In the absence of express constitutional inhibition, the enactment of retrospective income tax laws have quite generally been upheld by the courts. (See annotation to Smith v. Dirckx, 283 Mo. 188, 11 A. L. R. 518, 223 S. W. 104; People ex rel. Stafford, v. Travis, 231 N. Y. 339, 15 A. L. R. 1319, and notes, 132 N. E. 109.) It is clear that the legislature intended that the new enactment should relate -back to the effective date of the first Act, so as to include from such date the estates of deceased persons remaining undistributed. (Act 1921, secs. 10377-10400, Rev. Codes 1921, specially repealed by section 26 of the Act of 1923.)

We have no special constitutional limitation prohibiting retroactive legislation (save section 13 of Article XV, which has no application), and in the absence thereof the Act in question must be sustained. Our Codes recognize retroactive legislation, when, as with the statute before us, it is expressly so declared. (See. 3, Rev. Codes 1921.)

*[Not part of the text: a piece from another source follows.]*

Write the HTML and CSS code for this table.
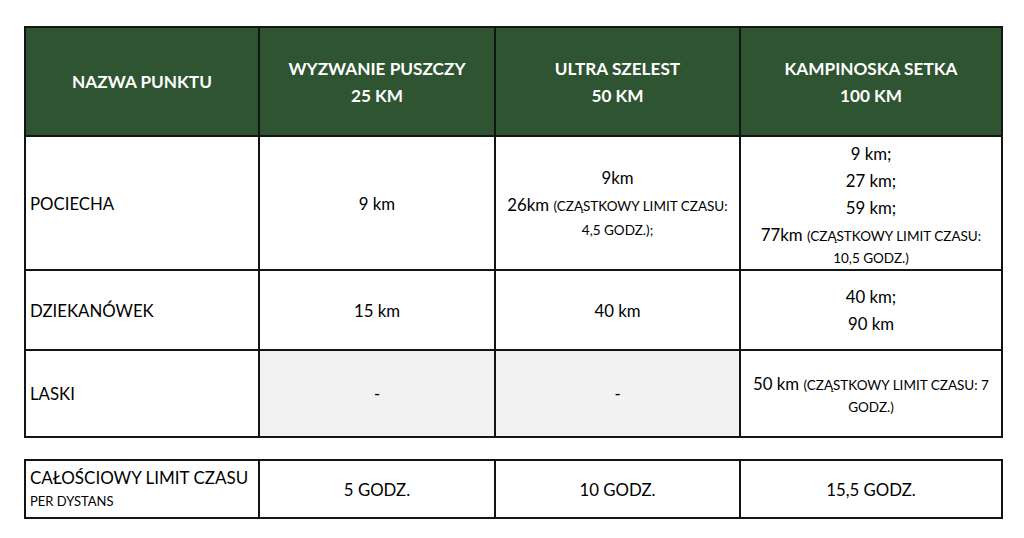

The district court of Silver Bow county and the judges thereof are hereby ordered and directed to annul and set aside the order of that court entered on February 16, 1924, denying the relator’s petition for the appointment of a special appraiser of the value of the estate of James A. Murray, deceased, to determine the amount of inheritance taxes due from such estate to the state of Montana.

Writ issued.

Mr. Chief Justice Callaway and Associate Justices Cooper, Holloway and Stark concur.